- _WRITTEN REQUEST_:
Leave out the pictures and transcribe everything else exactly.

- _DATA SECTION_:
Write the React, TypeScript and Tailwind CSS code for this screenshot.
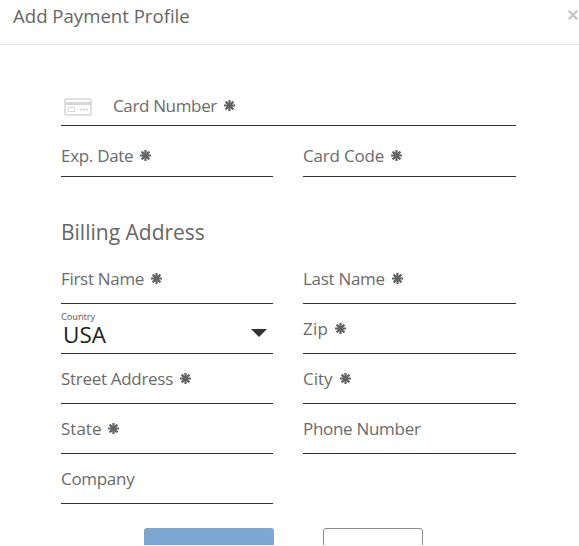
import React from 'react';

const RequiredMark: React.FC = () => (
  <svg viewBox="0 0 11 11" className="w-[11px] h-[11px] ml-[7px] mb-[2px] shrink-0" fill="none" stroke="#636363" strokeWidth="2">
    <path d="M5.5 0v11M0 5.5h11" strokeWidth="2.2" />
    <path d="m1.6 1.6 7.8 7.8M9.4 1.6 1.6 9.4" strokeWidth="2.2" />
    <circle cx="5.5" cy="5.5" r="2.6" fill="#636363" stroke="none" />
  </svg>
);

const CardIcon: React.FC = () => (
  <svg viewBox="0 0 28 18" className="w-[28px] h-[18px]" fill="none" stroke="#d6d6d6">
    <rect x="1" y="1" width="26" height="16" rx="1.5" strokeWidth="1.6" />
    <path d="M1 5.5h26" strokeWidth="3" />
    <rect x="4.5" y="9.5" width="6" height="4" />
    <path d="M16 11.5h9" strokeWidth="2" strokeDasharray="2 1" />
  </svg>
);

interface FieldProps {
  label: string;
  required?: boolean;
  className?: string;
}

const Field: React.FC<FieldProps> = ({ label, required = false, className = 'pt-[13px] tracking-[-0.3px]' }) => (
  <div className={`h-[50px] border-b border-[#333] flex items-start ${className}`}>
    <label className="flex items-center h-6 text-[17px] leading-6 text-[#6b6b6b] whitespace-nowrap">
      {label}
      {required && <RequiredMark />}
    </label>
  </div>
);

const CountrySelect: React.FC = () => (
  <div className="h-[50px] border-b border-[#333] flex justify-between">
    <div className="flex flex-col">
      <span className="mt-[7px] h-[13px] text-[9.2px] leading-[12px] text-[#555]">Country</span>
      <span className="pl-[2px] text-[22.5px] leading-[22px] text-[#222]">USA</span>
    </div>
    <svg viewBox="0 0 16 8" className="w-4 h-2 mt-[25px] mr-[6px]" fill="#333">
      <path d="M0 0h16L8 8z" />
    </svg>
  </div>
);

export default function App() {
  return (
    <div className="w-full h-[545px] overflow-hidden bg-white font-['Open_Sans',sans-serif]">
      <header className="h-[45px] border-b border-[#e5e5e5] flex justify-between pl-[13px] pr-[1px]">
        <h1 className="text-[18.6px] leading-[31px] text-[#666]">Add Payment Profile</h1>
        <button className="h-[29px] flex items-center" aria-label="Close">
          <svg viewBox="0 0 10 10" className="w-[10px] h-[10px]" stroke="#c4c4c4" strokeWidth="2.2">
            <path d="m.7.7 8.6 8.6M9.3.7.7 9.3" />
          </svg>
        </button>
      </header>

      <main className="ml-[61px] w-[455px] pt-[31px]">
        <div className="h-[50px] border-b border-[#333] flex items-start">
          <div className="mt-[22px] ml-[3px] mr-[21px]">
            <CardIcon />
          </div>
          <label className="mt-[18px] flex items-center h-6 text-[17px] tracking-[-0.35px] leading-6 text-[#6b6b6b] whitespace-nowrap">
            Card Number
            <RequiredMark />
          </label>
        </div>
        <div className="grid grid-cols-[212px_213px] gap-x-[30px] pt-[1px]">
          <Field label="Exp. Date" required className="pt-[17px] tracking-[-0.3px]" />
          <Field label="Card Code" required className="pt-[17px] tracking-[-0.2px]" />
        </div>

        <h2 className="mt-[40px] h-[37px] text-[21px] leading-[30px] text-[#666]">Billing Address</h2>
        <div className="grid grid-cols-[212px_213px] gap-x-[30px]">
          <Field label="First Name" required />
          <Field label="Last Name" required />
          <CountrySelect />
          <Field label="Zip" required className="pt-[13px] tracking-[0.3px]" />
          <Field label="Street Address" required />
          <Field label="City" required className="pt-[13px]" />
          <Field label="State" required className="pt-[13px]" />
          <Field label="Phone Number" />
          <Field label="Company" />
        </div>

        <div className="mt-[24px] ml-[83px] flex gap-[49px]">
          <button className="w-[130px] h-10 rounded-[3px] bg-[#7ba7d1]" aria-label="Save" />
          <button className="w-[100px] h-10 rounded-[3px] border border-[#8c8c8c] bg-white" aria-label="Cancel" />
        </div>
      </main>
    </div>
  );
}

- _ANSWER FOR THE TASK_:
Write the React, TypeScript and Tailwind CSS code for this screenshot.
import React from 'react';

const RequiredMark: React.FC = () => (
  <svg viewBox="0 0 11 11" className="w-[11px] h-[11px] ml-[7px] mb-[2px] shrink-0" fill="none" stroke="#636363" strokeWidth="2">
    <path d="M5.5 0v11M0 5.5h11" strokeWidth="2.2" />
    <path d="m1.6 1.6 7.8 7.8M9.4 1.6 1.6 9.4" strokeWidth="2.2" />
    <circle cx="5.5" cy="5.5" r="2.6" fill="#636363" stroke="none" />
  </svg>
);

const CardIcon: React.FC = () => (
  <svg viewBox="0 0 28 18" className="w-[28px] h-[18px]" fill="none" stroke="#d6d6d6">
    <rect x="1" y="1" width="26" height="16" rx="1.5" strokeWidth="1.6" />
    <path d="M1 5.5h26" strokeWidth="3" />
    <rect x="4.5" y="9.5" width="6" height="4" />
    <path d="M16 11.5h9" strokeWidth="2" strokeDasharray="2 1" />
  </svg>
);

interface FieldProps {
  label: string;
  required?: boolean;
  className?: string;
}

const Field: React.FC<FieldProps> = ({ label, required = false, className = 'pt-[13px] tracking-[-0.3px]' }) => (
  <div className={`h-[50px] border-b border-[#333] flex items-start ${className}`}>
    <label className="flex items-center h-6 text-[17px] leading-6 text-[#6b6b6b] whitespace-nowrap">
      {label}
      {required && <RequiredMark />}
    </label>
  </div>
);

const CountrySelect: React.FC = () => (
  <div className="h-[50px] border-b border-[#333] flex justify-between">
    <div className="flex flex-col">
      <span className="mt-[7px] h-[13px] text-[9.2px] leading-[12px] text-[#555]">Country</span>
      <span className="pl-[2px] text-[22.5px] leading-[22px] text-[#222]">USA</span>
    </div>
    <svg viewBox="0 0 16 8" className="w-4 h-2 mt-[25px] mr-[6px]" fill="#333">
      <path d="M0 0h16L8 8z" />
    </svg>
  </div>
);

export default function App() {
  return (
    <div className="w-full h-[545px] overflow-hidden bg-white font-['Open_Sans',sans-serif]">
      <header className="h-[45px] border-b border-[#e5e5e5] flex justify-between pl-[13px] pr-[1px]">
        <h1 className="text-[18.6px] leading-[31px] text-[#666]">Add Payment Profile</h1>
        <button className="h-[29px] flex items-center" aria-label="Close">
          <svg viewBox="0 0 10 10" className="w-[10px] h-[10px]" stroke="#c4c4c4" strokeWidth="2.2">
            <path d="m.7.7 8.6 8.6M9.3.7.7 9.3" />
          </svg>
        </button>
      </header>

      <main className="ml-[61px] w-[455px] pt-[31px]">
        <div className="h-[50px] border-b border-[#333] flex items-start">
          <div className="mt-[22px] ml-[3px] mr-[21px]">
            <CardIcon />
          </div>
          <label className="mt-[18px] flex items-center h-6 text-[17px] tracking-[-0.35px] leading-6 text-[#6b6b6b] whitespace-nowrap">
            Card Number
            <RequiredMark />
          </label>
        </div>
        <div className="grid grid-cols-[212px_213px] gap-x-[30px] pt-[1px]">
          <Field label="Exp. Date" required className="pt-[17px] tracking-[-0.3px]" />
          <Field label="Card Code" required className="pt-[17px] tracking-[-0.2px]" />
        </div>

        <h2 className="mt-[40px] h-[37px] text-[21px] leading-[30px] text-[#666]">Billing Address</h2>
        <div className="grid grid-cols-[212px_213px] gap-x-[30px]">
          <Field label="First Name" required />
          <Field label="Last Name" required />
          <CountrySelect />
          <Field label="Zip" required className="pt-[13px] tracking-[0.3px]" />
          <Field label="Street Address" required />
          <Field label="City" required className="pt-[13px]" />
          <Field label="State" required className="pt-[13px]" />
          <Field label="Phone Number" />
          <Field label="Company" />
        </div>

        <div className="mt-[24px] ml-[83px] flex gap-[49px]">
          <button className="w-[130px] h-10 rounded-[3px] bg-[#7ba7d1]" aria-label="Save" />
          <button className="w-[100px] h-10 rounded-[3px] border border-[#8c8c8c] bg-white" aria-label="Cancel" />
        </div>
      </main>
    </div>
  );
}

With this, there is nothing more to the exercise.